◆ Task prompt
Copy each line of the records that holds the string "Convert".

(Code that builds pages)
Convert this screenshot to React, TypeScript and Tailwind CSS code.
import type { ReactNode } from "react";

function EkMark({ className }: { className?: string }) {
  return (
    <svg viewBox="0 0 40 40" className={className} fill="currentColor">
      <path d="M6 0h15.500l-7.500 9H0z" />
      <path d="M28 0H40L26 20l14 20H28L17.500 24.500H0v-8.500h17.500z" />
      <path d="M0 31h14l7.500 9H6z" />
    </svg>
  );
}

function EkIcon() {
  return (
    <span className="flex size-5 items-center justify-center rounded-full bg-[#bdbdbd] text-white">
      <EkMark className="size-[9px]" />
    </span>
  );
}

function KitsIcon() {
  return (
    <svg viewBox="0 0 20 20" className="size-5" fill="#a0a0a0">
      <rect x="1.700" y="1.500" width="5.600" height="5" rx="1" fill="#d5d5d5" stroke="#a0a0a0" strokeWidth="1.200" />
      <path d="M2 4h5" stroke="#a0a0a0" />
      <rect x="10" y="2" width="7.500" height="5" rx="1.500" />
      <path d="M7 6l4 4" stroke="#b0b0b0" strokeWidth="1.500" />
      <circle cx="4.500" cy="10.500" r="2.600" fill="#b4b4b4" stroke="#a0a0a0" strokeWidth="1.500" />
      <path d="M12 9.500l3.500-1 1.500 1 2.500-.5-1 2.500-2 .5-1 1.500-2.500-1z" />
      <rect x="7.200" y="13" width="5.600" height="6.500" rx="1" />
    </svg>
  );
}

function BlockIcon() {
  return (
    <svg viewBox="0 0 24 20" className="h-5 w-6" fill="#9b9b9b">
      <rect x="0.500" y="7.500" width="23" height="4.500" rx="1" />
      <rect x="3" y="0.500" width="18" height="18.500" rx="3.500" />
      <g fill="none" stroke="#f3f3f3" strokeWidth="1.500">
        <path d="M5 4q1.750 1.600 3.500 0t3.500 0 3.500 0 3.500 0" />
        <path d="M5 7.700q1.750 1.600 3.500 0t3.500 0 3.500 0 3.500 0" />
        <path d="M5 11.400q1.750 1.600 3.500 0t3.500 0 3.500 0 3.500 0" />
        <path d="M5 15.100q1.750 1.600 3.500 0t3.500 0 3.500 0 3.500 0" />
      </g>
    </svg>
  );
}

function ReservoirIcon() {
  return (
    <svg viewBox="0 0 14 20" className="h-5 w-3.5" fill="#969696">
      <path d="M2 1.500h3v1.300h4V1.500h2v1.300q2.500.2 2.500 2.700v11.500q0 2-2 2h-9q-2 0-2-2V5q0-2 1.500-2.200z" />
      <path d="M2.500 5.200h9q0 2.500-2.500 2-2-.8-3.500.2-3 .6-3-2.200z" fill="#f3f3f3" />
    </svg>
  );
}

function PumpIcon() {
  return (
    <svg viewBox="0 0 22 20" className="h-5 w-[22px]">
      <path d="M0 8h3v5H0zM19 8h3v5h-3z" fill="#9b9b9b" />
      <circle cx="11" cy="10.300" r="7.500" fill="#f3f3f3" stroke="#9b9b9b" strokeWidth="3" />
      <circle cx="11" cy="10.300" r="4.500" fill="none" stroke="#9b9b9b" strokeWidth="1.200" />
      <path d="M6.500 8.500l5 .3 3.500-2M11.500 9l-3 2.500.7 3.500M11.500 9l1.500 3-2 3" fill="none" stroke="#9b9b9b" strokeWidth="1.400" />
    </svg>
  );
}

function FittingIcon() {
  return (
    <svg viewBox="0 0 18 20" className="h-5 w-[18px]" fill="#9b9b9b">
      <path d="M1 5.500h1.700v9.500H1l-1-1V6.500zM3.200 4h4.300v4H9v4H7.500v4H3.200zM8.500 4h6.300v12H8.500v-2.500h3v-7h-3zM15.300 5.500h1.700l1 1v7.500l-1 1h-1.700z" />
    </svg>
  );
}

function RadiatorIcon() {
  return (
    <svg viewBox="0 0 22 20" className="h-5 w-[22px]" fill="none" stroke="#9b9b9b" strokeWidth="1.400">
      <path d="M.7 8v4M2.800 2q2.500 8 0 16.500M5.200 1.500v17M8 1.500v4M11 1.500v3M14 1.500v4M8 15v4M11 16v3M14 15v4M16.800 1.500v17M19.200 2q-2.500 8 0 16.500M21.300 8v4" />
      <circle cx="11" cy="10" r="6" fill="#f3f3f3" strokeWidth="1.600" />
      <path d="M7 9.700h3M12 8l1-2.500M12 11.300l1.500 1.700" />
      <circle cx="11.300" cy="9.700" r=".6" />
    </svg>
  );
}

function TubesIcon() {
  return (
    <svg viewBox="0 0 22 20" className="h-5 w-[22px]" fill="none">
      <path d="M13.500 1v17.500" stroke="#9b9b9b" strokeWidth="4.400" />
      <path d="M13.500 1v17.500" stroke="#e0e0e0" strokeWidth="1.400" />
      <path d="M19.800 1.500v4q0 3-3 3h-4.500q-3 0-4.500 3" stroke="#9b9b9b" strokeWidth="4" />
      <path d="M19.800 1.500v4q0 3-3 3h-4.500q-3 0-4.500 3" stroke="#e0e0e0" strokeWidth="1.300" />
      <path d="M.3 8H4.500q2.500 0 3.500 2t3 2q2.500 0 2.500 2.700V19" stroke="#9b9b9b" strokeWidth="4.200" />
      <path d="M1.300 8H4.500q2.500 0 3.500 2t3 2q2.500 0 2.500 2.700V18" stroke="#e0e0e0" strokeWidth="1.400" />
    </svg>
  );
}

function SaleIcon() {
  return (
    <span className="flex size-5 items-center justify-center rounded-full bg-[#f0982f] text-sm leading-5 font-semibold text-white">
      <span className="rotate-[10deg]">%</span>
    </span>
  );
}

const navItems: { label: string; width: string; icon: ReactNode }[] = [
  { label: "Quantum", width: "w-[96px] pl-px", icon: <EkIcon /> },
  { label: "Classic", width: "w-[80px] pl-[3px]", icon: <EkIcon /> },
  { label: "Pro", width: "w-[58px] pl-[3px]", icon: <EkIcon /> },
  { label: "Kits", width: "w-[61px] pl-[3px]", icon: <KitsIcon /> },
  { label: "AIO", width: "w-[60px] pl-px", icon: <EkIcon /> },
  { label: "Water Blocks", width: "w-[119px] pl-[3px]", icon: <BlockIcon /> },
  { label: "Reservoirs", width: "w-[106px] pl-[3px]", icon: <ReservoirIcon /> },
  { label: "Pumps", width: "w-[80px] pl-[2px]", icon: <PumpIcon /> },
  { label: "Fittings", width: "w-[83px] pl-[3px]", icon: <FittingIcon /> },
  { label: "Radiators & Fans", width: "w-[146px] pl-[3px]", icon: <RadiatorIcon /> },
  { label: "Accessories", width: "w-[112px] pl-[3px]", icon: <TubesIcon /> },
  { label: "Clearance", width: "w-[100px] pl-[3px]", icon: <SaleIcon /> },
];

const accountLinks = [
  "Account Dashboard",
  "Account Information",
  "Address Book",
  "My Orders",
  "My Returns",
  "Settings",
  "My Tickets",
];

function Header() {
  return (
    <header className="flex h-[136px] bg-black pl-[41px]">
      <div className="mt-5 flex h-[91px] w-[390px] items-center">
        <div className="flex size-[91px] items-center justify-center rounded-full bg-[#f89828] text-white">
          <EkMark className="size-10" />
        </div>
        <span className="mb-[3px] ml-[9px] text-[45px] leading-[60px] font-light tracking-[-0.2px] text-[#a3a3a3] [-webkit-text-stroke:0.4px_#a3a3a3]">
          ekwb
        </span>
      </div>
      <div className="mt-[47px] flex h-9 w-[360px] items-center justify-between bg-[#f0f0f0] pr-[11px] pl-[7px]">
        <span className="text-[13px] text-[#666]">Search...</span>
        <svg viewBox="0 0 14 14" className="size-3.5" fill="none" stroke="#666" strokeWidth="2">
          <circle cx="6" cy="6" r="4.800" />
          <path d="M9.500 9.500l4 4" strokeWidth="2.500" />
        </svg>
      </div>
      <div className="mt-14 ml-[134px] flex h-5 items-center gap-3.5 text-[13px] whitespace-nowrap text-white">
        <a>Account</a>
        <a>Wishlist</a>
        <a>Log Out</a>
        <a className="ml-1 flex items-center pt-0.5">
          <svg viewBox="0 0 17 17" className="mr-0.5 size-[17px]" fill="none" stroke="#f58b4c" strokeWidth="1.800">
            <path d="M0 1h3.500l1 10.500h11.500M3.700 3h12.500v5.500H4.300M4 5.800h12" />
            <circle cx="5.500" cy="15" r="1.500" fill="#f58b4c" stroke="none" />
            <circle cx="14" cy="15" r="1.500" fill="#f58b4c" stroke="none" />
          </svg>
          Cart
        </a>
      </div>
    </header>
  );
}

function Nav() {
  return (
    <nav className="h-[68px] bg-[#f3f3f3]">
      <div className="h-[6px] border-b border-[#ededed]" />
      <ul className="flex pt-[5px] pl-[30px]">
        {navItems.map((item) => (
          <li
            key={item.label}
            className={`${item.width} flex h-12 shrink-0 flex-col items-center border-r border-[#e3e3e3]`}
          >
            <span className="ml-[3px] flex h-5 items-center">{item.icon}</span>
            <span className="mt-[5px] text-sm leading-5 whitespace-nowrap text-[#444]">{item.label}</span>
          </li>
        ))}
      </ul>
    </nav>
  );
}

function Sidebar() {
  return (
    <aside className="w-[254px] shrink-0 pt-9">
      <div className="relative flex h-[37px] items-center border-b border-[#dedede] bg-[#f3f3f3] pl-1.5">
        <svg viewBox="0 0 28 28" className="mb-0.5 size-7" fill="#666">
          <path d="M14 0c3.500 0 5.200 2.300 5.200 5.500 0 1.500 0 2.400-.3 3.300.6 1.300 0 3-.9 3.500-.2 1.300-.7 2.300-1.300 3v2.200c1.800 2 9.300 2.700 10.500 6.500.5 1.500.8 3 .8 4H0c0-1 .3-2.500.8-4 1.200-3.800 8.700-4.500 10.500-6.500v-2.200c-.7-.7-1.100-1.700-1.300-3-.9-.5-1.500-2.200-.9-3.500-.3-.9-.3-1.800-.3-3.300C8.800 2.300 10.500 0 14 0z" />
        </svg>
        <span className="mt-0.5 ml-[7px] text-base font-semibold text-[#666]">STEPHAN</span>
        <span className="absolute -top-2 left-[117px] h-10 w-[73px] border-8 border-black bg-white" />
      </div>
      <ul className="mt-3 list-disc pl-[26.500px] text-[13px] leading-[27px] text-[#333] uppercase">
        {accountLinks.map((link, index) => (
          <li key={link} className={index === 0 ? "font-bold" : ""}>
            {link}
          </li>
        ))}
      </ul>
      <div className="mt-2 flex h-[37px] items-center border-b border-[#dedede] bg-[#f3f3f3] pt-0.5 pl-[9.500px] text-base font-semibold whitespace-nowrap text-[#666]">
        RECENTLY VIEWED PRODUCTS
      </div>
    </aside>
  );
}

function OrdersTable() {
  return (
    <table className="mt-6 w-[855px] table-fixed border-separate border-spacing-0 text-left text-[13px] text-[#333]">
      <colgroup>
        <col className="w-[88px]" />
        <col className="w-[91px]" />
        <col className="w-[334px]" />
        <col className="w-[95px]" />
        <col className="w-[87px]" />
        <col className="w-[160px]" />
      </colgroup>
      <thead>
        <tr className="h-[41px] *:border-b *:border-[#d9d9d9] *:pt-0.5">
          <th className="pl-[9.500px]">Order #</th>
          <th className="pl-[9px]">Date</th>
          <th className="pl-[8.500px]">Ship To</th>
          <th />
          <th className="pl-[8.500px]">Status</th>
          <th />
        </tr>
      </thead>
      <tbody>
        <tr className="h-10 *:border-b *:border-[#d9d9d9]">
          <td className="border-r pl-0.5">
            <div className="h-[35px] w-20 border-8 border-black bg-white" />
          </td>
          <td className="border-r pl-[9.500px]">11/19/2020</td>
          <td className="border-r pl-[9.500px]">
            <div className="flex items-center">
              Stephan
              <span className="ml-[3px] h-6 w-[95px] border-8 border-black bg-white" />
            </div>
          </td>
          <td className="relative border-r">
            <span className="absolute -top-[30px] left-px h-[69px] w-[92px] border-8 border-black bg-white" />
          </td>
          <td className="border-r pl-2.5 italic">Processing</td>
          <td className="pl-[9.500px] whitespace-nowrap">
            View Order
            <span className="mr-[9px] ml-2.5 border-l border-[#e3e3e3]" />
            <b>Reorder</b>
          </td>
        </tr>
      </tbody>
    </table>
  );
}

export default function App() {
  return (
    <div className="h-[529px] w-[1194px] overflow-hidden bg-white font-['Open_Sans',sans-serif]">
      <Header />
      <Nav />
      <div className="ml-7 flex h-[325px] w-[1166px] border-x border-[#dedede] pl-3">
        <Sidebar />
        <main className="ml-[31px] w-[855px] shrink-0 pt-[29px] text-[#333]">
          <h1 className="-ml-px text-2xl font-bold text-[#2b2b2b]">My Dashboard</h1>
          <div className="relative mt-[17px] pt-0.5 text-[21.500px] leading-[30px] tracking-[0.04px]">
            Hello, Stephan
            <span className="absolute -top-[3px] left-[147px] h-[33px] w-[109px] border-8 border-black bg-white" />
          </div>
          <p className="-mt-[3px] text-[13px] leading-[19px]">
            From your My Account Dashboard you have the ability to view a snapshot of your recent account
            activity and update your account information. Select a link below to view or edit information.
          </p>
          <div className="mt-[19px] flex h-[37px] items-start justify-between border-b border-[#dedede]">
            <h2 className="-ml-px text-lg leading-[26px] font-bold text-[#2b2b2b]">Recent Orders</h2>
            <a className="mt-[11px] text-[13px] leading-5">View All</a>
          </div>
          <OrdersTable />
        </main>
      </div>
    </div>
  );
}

---

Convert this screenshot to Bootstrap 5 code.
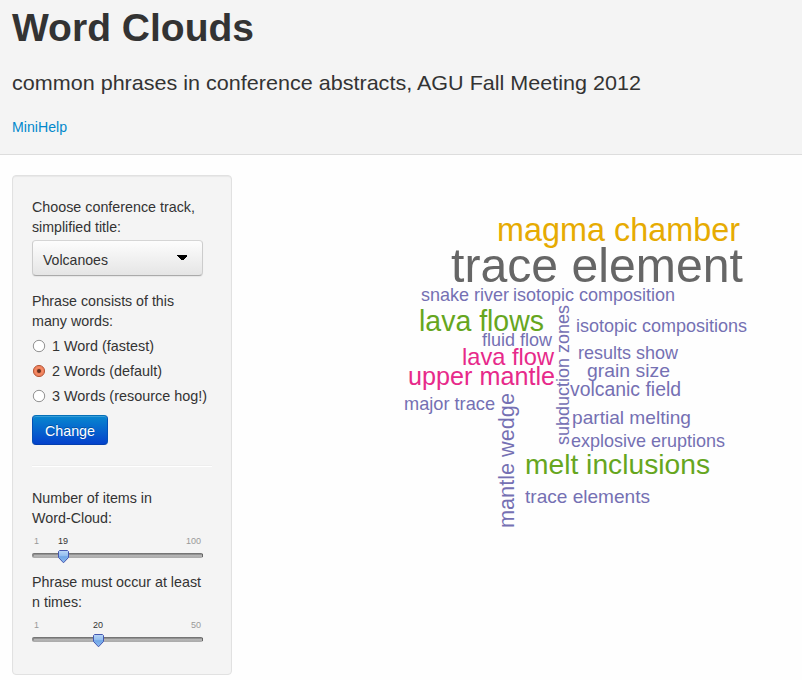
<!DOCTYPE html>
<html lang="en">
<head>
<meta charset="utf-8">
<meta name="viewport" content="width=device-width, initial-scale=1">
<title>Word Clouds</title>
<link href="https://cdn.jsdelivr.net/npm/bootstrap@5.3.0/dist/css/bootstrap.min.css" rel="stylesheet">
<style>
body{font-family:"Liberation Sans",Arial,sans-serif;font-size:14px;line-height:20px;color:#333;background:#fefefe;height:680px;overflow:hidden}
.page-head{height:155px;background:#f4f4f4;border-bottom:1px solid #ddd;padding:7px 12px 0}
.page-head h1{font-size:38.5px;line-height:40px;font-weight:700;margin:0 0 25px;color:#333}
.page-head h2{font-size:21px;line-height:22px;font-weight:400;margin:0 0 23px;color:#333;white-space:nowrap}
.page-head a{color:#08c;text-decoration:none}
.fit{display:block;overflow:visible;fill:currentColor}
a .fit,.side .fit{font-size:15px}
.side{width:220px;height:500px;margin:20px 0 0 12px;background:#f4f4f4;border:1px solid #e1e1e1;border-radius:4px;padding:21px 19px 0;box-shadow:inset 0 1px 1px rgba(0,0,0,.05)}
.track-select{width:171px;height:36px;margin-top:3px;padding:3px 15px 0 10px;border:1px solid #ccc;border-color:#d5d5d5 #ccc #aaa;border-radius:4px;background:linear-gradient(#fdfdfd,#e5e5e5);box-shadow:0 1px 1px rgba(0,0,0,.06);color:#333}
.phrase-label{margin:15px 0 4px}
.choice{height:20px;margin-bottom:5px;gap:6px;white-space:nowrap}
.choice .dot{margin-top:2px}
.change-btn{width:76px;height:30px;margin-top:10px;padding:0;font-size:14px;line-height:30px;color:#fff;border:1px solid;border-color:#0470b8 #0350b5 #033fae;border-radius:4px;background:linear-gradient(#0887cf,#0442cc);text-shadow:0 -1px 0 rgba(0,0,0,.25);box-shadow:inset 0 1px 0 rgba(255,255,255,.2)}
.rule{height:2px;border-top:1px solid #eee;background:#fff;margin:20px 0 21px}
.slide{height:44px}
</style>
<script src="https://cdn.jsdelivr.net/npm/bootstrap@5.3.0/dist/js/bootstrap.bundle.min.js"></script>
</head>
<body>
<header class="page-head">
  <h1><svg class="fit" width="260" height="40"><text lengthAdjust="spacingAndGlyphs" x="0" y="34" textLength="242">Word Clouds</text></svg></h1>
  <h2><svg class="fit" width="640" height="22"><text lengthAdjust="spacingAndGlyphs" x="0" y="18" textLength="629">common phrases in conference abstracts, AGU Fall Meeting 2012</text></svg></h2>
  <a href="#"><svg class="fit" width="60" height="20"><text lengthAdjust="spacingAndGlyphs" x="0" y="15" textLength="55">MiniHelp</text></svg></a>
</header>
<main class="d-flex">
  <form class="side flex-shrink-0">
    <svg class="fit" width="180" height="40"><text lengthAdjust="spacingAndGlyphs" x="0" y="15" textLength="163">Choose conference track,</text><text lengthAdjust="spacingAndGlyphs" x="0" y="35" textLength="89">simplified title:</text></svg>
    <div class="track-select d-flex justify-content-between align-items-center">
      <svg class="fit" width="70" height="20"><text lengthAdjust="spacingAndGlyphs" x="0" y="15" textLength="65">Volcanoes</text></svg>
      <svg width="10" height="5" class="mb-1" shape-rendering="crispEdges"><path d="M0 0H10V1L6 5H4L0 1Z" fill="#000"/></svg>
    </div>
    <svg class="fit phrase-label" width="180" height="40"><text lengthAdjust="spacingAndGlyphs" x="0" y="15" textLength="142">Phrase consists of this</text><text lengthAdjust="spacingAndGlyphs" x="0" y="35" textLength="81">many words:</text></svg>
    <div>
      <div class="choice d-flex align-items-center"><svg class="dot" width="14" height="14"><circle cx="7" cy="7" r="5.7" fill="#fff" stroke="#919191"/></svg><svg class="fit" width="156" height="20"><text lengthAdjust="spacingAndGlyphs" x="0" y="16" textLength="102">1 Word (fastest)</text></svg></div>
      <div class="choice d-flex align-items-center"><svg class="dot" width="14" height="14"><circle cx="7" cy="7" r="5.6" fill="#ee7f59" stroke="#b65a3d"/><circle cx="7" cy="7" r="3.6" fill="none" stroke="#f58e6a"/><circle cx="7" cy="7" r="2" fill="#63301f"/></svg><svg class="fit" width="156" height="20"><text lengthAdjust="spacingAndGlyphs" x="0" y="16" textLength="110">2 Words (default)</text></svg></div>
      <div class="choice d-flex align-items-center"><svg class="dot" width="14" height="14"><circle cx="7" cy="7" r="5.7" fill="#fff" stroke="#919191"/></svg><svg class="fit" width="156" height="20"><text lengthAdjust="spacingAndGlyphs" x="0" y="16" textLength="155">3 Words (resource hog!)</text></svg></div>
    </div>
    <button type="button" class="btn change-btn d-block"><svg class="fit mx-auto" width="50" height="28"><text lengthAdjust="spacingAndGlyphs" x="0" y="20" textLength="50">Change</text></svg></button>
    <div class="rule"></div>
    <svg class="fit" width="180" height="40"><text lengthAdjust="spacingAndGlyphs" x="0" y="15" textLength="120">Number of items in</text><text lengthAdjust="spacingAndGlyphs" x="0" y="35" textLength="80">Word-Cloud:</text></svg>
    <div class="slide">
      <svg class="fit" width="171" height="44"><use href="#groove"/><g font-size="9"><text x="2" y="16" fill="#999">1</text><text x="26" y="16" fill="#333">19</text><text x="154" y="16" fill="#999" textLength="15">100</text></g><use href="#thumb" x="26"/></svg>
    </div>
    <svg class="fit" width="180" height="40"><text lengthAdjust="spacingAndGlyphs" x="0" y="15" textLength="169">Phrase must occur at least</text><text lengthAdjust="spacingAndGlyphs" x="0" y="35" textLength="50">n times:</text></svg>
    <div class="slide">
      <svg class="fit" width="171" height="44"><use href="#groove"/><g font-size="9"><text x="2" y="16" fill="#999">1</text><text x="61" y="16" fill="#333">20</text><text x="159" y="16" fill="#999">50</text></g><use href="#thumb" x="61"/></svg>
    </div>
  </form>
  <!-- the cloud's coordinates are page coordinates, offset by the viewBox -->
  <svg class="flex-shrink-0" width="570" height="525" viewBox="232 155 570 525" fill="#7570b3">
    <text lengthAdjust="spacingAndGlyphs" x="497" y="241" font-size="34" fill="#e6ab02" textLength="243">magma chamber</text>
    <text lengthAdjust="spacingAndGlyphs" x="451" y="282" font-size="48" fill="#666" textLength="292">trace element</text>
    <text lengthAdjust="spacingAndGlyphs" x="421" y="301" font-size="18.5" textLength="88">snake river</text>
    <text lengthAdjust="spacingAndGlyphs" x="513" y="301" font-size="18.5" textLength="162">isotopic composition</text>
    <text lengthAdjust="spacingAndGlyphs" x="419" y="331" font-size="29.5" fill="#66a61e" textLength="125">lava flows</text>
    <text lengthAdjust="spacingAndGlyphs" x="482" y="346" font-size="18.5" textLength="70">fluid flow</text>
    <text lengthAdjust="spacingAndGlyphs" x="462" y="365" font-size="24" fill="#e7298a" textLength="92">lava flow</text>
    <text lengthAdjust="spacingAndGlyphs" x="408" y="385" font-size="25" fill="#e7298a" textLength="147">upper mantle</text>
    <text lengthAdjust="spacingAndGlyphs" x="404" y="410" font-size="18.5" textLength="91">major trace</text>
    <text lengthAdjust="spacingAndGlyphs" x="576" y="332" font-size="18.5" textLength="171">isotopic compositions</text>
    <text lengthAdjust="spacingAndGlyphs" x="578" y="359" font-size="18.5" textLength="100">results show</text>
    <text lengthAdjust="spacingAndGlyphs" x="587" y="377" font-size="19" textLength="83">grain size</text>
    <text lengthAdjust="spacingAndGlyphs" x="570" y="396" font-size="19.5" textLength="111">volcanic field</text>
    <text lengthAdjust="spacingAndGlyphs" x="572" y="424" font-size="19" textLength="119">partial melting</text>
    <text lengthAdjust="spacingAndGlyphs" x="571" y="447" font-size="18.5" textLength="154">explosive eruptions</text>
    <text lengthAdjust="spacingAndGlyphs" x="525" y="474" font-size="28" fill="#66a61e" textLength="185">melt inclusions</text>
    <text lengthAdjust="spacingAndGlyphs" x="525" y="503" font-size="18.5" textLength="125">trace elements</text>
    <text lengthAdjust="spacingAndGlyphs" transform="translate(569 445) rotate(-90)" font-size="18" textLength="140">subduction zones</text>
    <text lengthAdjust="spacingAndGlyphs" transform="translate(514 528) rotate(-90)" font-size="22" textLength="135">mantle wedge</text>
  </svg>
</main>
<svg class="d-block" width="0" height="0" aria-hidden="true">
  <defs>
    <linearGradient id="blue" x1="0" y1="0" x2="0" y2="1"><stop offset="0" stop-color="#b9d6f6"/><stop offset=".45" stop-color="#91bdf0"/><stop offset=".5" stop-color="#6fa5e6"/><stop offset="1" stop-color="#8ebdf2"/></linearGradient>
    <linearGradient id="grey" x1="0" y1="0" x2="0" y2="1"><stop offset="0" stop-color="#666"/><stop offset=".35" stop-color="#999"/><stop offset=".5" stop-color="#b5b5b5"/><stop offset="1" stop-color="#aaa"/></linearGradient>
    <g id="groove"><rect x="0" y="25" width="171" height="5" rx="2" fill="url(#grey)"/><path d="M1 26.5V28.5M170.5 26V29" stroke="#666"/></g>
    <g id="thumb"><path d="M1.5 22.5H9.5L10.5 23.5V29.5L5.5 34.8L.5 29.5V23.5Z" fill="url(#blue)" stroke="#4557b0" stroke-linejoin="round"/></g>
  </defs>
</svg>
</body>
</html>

◆ Worked answer
Convert this screenshot to React, TypeScript and Tailwind CSS code.
Convert this screenshot to Bootstrap 5 code.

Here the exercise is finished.